Why would individual business owners hesitate in sharing? The reason is as simple as it is human. Showing the wider organization that using Big Data and Analytics creates additional revenue makes some business owners worry about getting higher targets, but not with more resources (apart from Big Data). Similarly, other business owners might not want to share a cost saving of 5%, since it might reduce their next budget accordingly. Haven't they shown - through Big Data - that they can achieve the same goals with less? This is an example of a cultural challenge. Luckily it is not sustainable to maintain such a situation for a long time, and in the end, all organizations get used to publishing the value. But, it might be a problem especially at the beginning of the Big Data journey, when such economic numbers are most needed.

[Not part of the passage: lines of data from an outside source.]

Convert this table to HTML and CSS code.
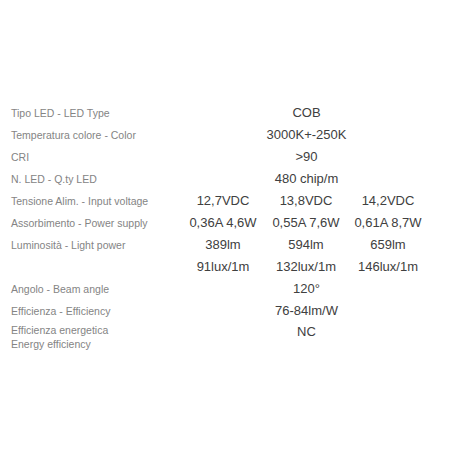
FILE: index.html
```html
<!DOCTYPE html>
<html>
<head>
<meta charset="utf-8">
<link rel="stylesheet" href="styles.css">
</head>
<body>
<div class="spec">
  <div class="label">Tipo LED - LED Type</div><div class="val all">COB</div>
  <div class="label">Temperatura colore - Color</div><div class="val all">3000K+-250K</div>
  <div class="label">CRI</div><div class="val all">&gt;90</div>
  <div class="label">N. LED - Q.ty LED</div><div class="val all">480 chip/m</div>
  <div class="label">Tensione Alim. - Input voltage</div><div class="val">12,7VDC</div><div class="val">13,8VDC</div><div class="val">14,2VDC</div>
  <div class="label">Assorbimento - Power supply</div><div class="val">0,36A 4,6W</div><div class="val">0,55A 7,6W</div><div class="val">0,61A 8,7W</div>
  <div class="label">Luminosità - Light power</div><div class="val">389lm</div><div class="val">594lm</div><div class="val">659lm</div>
  <div class="label"></div><div class="val">91lux/1m</div><div class="val">132lux/1m</div><div class="val">146lux/1m</div>
  <div class="label">Angolo - Beam angle</div><div class="val all">120°</div>
  <div class="label">Efficienza - Efficiency</div><div class="val all">76-84lm/W</div>
  <div class="label multi">Efficienza energetica<br>Energy efficiency</div><div class="val all top">NC</div>
</div>
</body>
</html>
```
FILE: styles.css
```css
html, body {
  margin: 0;
  padding: 0;
  background: #ffffff;
}
body {
  width: 452px;
  height: 452px;
  overflow: hidden;
  font-family: "Liberation Sans", Arial, sans-serif;
}
.spec {
  display: grid;
  grid-template-columns: 171px 82px 84px 80px;
  grid-auto-rows: minmax(22px, auto);
  padding: 102px 0 0 11px;
  align-items: center;
}
.label {
  font-size: 10.5px;
  color: #848484;
  line-height: 22px;
  white-space: nowrap;
}
.label.multi {
  line-height: 14px;
  align-self: start;
  padding-top: 1px;
}
.val {
  font-size: 13px;
  color: #404040;
  text-align: center;
  line-height: 22px;
  white-space: nowrap;
}
.val.all {
  grid-column: 2 / span 3;
  padding-left: 3px;
}
.val.top {
  align-self: start;
  line-height: 16px;
  padding-top: 2px;
}
```
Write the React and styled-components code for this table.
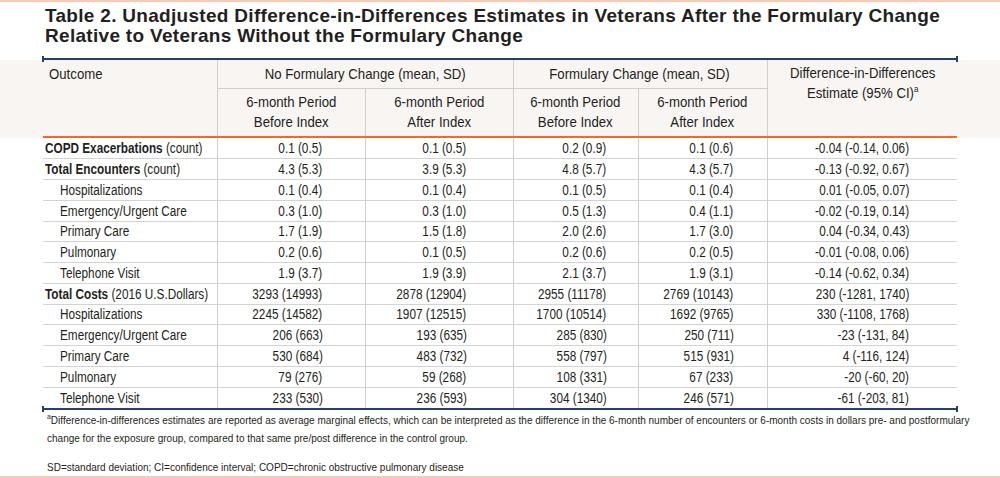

For those organizations that in the end do not succeed to measure any concrete economic impact, don't worry too much either. Experience teaches us that, whereas organizations at the early phase of their journey are obsessed with measuring value, more mature organizations know that there is value and do not feel the need anymore to measure improvements. Taking full advantage of Big Data has changed the way departments interact and that is one of the main value drivers. Big Data has become fully integrated with Business As Usual. Big Data = BAU.